Da quest’illustre personaggio Plinio avea ricevuto i precetti e gli esempj della virtù. Condottosi a Roma, ebbe assai profittevole scuola da Quintiliano, invidiabile maestro, e di soli quindici anni comparve nel fôro a patrocinare la giustizia: poi sempre trattò cause gratuitamente, talvolta discorrendo fin sette ore di seguito, senza che la folla si diradasse. Eucrate, filosofo platonico, elegante e sottile nella disputa, calmo di volto, austero di costumi come di parola, ostile ai vizj non all’umanità, incontrato da Plinio nella Siria, l’innamorò della filosofia, e gl’insegnò che il più nobile scopo di questa è far regnare tra gli uomini la pace e la giustizia. A Plinio che, colle consuete cautele oratorie, girava e rigirava attorno alle cause imitando Cicerone, Aquilio Regolo disse: — Tu credi dover trattare tutti i punti della causa: io subito vedo ov’è la gola, e la stringo». Pure sembra che Plinio davanti ai giudici veramente si riscaldasse, perocchè racconta che il buon Trajano gli mandava dire da un liberto che avesse riguardo al suo petto, e non adoprasse maggior veemenza di quella che comportava la sua debolezza2.
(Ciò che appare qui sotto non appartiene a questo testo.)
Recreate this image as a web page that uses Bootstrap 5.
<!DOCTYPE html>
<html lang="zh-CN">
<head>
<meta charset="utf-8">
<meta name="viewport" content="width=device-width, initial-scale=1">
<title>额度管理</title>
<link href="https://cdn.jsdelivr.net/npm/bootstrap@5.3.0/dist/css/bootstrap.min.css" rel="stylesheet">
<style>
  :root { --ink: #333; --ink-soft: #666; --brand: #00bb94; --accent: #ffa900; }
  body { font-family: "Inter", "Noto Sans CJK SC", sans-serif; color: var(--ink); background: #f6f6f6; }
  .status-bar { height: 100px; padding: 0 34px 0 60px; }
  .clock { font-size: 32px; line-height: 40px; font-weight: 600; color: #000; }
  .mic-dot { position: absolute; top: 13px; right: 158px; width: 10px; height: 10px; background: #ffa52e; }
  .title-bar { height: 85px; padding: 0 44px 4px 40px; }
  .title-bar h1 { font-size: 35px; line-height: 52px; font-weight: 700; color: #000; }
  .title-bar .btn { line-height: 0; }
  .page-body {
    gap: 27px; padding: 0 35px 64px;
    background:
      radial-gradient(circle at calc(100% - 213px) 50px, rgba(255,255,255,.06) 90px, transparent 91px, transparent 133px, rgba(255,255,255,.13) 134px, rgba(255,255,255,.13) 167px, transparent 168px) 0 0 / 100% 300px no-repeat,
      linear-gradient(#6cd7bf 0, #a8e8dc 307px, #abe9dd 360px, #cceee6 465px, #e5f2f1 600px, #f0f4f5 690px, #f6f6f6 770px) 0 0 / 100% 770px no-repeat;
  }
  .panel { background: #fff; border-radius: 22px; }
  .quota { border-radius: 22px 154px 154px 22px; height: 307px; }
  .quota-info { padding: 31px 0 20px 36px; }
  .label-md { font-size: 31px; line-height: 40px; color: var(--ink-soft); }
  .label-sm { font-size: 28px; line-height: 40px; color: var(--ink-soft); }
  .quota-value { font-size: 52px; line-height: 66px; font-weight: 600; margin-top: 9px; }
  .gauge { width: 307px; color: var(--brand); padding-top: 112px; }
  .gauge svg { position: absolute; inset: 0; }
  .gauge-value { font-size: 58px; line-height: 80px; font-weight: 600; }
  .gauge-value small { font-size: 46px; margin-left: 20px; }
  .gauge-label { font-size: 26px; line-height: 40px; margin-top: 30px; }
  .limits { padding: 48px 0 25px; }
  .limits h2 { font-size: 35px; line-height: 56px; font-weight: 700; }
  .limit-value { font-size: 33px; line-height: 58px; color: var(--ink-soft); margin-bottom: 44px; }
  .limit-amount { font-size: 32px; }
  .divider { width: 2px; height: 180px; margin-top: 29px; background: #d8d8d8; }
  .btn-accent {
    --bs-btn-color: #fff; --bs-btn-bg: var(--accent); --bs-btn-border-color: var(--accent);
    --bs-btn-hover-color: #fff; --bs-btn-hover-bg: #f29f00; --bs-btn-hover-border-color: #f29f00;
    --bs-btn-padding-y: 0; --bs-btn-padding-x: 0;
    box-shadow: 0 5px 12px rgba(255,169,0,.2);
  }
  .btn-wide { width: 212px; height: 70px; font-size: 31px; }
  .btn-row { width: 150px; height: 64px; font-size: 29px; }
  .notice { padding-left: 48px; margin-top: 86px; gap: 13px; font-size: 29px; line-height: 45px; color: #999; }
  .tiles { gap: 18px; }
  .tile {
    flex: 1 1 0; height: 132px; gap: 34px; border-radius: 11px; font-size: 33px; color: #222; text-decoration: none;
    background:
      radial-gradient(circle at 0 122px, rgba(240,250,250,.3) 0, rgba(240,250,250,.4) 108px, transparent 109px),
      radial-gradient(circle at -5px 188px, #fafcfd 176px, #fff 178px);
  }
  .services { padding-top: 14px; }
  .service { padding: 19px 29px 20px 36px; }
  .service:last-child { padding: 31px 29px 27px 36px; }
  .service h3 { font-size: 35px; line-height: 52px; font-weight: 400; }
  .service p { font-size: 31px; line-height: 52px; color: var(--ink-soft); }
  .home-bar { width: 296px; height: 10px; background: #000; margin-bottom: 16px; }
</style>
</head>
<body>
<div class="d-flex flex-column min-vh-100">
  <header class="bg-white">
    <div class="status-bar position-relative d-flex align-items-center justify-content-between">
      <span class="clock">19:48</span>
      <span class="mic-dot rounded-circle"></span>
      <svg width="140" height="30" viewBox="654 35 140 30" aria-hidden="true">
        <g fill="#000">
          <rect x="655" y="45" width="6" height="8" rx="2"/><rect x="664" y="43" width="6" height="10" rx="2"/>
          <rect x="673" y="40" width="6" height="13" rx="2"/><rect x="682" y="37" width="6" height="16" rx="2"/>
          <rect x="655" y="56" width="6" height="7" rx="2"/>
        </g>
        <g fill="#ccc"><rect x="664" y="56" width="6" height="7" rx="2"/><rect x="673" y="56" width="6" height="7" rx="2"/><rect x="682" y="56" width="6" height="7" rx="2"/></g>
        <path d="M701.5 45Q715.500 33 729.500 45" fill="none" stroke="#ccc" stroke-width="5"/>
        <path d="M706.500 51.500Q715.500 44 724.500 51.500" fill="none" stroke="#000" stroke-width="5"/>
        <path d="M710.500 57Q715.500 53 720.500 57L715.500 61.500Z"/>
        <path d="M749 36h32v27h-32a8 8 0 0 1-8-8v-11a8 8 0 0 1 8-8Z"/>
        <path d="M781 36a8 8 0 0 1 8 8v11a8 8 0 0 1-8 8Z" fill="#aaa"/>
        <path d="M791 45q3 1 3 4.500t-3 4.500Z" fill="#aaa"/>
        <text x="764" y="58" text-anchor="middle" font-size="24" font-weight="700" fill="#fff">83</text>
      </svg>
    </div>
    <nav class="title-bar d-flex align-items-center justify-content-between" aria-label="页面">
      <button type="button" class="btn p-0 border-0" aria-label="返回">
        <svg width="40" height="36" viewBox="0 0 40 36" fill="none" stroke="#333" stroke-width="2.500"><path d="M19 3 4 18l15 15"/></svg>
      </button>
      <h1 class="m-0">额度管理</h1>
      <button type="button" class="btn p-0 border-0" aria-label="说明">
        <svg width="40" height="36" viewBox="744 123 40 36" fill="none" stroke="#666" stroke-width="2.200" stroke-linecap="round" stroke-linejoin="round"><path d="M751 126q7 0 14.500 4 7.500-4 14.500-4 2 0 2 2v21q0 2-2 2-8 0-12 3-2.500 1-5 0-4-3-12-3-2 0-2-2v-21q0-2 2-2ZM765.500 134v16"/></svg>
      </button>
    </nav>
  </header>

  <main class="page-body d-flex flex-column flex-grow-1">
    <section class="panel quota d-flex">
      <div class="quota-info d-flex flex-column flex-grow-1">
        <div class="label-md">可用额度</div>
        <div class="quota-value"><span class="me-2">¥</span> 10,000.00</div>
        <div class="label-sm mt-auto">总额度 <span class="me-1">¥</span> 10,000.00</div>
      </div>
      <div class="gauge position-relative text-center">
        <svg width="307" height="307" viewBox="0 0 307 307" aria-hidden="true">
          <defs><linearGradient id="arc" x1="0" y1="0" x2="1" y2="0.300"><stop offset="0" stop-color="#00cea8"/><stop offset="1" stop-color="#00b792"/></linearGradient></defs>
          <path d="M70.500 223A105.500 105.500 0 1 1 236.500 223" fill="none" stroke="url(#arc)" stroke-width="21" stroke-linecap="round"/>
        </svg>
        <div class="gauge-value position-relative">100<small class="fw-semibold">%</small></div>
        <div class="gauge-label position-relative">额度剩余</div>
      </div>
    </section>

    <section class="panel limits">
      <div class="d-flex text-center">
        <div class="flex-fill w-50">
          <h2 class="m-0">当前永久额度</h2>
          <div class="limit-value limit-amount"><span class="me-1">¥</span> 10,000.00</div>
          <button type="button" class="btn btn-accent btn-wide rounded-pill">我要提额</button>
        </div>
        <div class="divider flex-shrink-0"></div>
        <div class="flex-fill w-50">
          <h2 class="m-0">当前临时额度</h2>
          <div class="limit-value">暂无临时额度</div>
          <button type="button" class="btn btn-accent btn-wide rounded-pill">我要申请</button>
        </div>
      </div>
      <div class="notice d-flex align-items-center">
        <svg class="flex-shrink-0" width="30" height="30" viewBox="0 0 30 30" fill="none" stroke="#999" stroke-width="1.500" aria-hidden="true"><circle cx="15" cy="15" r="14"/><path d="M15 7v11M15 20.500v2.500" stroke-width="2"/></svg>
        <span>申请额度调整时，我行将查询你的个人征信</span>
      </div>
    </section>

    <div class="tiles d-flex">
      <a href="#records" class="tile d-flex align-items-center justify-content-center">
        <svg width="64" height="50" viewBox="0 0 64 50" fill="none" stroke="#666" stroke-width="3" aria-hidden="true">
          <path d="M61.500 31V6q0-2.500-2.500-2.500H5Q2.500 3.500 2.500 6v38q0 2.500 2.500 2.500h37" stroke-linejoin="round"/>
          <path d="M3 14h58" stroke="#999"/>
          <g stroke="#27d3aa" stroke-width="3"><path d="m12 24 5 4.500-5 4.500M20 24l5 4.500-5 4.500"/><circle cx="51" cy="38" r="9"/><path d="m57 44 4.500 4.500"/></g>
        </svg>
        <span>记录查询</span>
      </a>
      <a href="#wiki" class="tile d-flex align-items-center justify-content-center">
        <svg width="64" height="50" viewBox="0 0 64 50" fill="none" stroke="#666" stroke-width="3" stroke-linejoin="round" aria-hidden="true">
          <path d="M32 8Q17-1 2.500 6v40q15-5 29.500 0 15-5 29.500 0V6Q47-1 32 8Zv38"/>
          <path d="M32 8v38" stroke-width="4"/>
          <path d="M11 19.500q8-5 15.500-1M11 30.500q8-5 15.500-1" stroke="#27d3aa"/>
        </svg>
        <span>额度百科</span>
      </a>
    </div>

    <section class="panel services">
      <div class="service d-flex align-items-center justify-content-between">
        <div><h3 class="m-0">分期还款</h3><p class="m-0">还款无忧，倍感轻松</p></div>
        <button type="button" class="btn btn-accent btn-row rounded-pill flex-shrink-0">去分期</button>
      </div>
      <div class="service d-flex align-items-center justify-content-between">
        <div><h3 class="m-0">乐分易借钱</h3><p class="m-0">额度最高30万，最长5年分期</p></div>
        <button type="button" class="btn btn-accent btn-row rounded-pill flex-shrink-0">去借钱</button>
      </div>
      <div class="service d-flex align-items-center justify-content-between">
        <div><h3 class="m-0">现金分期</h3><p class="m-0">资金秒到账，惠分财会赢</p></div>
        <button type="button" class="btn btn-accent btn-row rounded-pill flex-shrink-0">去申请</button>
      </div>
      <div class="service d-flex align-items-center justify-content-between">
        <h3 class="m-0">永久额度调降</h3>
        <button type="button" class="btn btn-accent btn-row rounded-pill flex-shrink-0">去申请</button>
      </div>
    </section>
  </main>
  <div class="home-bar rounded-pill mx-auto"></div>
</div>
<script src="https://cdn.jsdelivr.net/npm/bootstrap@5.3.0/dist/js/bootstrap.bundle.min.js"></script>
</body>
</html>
Quando, il gusto del bello, del giusto, del generoso, del patriotico più sembrava dileguarsi, consola l’imbatterci in quest’uomo, appassionatissimo per la gloria e devoto alla virtù. Immacolato sotto pessimi imperatori, talvolta levossi ad accusare i ministri e consigliatori di loro iniquità; maneggiò la giustizia col nobile orgoglio del galantuomo, eppure ottenne cariche e rispetto; e non si trovò impreparato quando sorsero tempi migliori. Al cessare del regno delle



  1. Epist. 10, lib. VI.
  2. Tantam curam præstitit, ut libertum meum post me stantem sæpius admoneret voci laterique consulerera, curri me vehementius putaret intendi quam gracilitas mea perpeti posset. Epist. II, 11.